_Task brief:_ Find all the lines with "this" and gather them.
======
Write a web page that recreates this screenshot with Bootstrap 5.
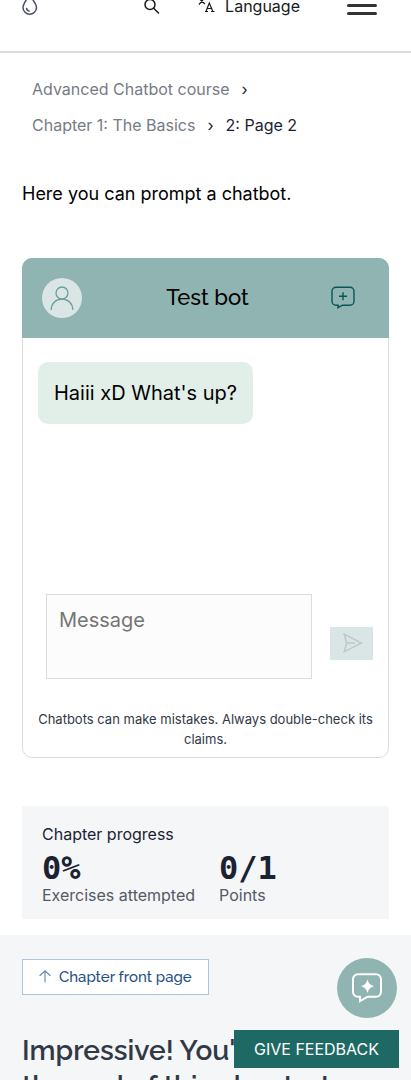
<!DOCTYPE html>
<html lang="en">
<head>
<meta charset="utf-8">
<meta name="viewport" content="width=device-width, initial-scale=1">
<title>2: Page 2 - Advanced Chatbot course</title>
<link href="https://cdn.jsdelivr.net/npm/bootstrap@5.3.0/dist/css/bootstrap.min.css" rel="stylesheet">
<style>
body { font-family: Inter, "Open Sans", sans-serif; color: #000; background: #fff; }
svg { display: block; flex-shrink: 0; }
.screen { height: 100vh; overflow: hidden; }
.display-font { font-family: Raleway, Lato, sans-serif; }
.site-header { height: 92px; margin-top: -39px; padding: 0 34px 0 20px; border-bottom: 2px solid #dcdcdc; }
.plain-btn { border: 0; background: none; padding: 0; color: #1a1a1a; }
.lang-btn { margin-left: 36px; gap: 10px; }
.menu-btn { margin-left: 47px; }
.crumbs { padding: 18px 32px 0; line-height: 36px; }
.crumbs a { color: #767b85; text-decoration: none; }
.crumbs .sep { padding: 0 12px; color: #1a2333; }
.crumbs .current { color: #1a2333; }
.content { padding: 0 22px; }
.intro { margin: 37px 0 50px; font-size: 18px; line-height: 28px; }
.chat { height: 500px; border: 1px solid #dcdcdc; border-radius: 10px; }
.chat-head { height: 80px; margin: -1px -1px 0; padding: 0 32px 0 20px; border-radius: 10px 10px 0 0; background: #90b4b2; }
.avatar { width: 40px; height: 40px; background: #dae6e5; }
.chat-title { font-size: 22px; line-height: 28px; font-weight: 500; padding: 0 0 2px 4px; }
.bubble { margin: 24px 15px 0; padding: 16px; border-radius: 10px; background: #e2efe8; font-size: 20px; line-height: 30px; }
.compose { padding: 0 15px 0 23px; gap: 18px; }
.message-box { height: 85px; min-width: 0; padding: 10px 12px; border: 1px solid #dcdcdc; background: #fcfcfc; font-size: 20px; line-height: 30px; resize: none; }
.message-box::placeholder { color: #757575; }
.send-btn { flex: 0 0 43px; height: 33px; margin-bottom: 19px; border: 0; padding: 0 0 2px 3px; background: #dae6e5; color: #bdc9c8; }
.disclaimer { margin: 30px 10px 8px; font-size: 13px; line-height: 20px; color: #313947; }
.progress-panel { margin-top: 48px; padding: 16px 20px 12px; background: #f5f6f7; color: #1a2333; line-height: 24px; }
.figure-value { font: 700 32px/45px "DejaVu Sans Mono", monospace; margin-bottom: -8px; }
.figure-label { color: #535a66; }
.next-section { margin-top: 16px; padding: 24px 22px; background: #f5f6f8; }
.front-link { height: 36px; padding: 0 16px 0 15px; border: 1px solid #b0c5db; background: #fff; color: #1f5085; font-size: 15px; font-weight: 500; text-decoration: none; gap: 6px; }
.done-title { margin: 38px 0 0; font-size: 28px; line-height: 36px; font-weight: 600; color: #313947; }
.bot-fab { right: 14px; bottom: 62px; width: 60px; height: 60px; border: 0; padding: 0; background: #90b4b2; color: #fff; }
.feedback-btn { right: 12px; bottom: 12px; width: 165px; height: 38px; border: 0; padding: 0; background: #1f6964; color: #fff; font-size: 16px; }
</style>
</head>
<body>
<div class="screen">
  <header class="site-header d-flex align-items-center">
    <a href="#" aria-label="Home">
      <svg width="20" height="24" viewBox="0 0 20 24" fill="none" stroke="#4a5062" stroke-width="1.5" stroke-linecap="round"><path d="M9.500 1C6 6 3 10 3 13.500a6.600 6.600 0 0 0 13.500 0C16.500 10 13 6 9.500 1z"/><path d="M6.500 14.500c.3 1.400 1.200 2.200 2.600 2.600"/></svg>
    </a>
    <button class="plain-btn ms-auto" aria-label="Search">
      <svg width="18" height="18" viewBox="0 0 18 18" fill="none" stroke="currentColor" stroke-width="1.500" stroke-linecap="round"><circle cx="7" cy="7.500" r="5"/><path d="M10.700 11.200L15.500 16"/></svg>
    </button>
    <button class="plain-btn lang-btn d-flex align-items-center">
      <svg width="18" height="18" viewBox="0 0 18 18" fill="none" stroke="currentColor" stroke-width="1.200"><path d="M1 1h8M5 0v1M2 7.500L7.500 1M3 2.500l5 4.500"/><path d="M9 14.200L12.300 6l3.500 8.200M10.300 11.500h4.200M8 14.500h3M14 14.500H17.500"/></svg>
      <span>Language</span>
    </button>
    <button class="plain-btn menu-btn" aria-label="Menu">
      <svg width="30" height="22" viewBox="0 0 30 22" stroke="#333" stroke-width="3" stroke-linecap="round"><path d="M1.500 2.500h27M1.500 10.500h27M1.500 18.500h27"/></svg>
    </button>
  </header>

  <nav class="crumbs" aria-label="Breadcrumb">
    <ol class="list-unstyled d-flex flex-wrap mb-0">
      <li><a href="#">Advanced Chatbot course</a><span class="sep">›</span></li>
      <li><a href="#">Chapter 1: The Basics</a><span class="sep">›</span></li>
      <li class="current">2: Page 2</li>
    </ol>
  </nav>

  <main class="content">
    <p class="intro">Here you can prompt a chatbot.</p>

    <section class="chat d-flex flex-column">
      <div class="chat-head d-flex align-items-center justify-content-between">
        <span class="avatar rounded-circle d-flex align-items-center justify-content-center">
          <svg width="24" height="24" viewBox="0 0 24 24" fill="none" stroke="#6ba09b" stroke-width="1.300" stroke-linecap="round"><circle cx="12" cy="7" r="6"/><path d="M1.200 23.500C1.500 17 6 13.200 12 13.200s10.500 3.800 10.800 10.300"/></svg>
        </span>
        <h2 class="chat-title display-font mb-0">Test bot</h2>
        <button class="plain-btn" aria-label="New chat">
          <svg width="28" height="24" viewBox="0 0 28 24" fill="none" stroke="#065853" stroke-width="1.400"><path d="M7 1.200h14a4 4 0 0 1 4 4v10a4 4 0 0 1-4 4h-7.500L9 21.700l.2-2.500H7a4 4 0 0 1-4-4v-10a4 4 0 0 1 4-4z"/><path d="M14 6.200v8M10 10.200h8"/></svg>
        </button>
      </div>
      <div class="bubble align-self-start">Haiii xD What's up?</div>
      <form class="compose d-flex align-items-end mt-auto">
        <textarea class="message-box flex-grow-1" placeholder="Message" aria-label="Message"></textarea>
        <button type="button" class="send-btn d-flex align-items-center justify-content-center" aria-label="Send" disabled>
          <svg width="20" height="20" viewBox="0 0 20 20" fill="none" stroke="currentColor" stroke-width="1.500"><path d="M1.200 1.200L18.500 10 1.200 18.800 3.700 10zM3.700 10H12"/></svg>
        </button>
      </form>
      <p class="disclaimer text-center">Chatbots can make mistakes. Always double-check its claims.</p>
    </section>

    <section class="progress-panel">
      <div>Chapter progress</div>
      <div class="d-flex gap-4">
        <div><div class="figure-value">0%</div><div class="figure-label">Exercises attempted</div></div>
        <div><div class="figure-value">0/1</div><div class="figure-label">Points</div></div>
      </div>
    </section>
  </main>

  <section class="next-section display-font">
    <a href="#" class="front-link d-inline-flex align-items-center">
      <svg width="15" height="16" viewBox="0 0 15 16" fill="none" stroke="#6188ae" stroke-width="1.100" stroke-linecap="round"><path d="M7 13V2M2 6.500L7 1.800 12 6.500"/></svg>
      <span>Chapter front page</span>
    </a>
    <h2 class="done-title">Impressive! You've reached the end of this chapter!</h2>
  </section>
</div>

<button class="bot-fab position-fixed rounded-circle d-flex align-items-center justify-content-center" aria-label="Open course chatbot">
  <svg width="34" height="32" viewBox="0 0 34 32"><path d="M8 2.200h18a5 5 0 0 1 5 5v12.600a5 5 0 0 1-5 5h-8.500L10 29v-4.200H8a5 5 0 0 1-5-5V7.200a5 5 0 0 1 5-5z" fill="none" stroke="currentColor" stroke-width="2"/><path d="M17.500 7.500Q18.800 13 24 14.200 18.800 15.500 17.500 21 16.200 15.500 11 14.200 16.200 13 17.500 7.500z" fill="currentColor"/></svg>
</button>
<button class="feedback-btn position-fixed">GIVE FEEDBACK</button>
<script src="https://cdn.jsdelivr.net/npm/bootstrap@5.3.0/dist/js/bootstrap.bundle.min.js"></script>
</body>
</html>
======
_Full output:_
Write a web page that recreates this screenshot with Bootstrap 5.
    <h2 class="done-title">Impressive! You've reached the end of this chapter!</h2>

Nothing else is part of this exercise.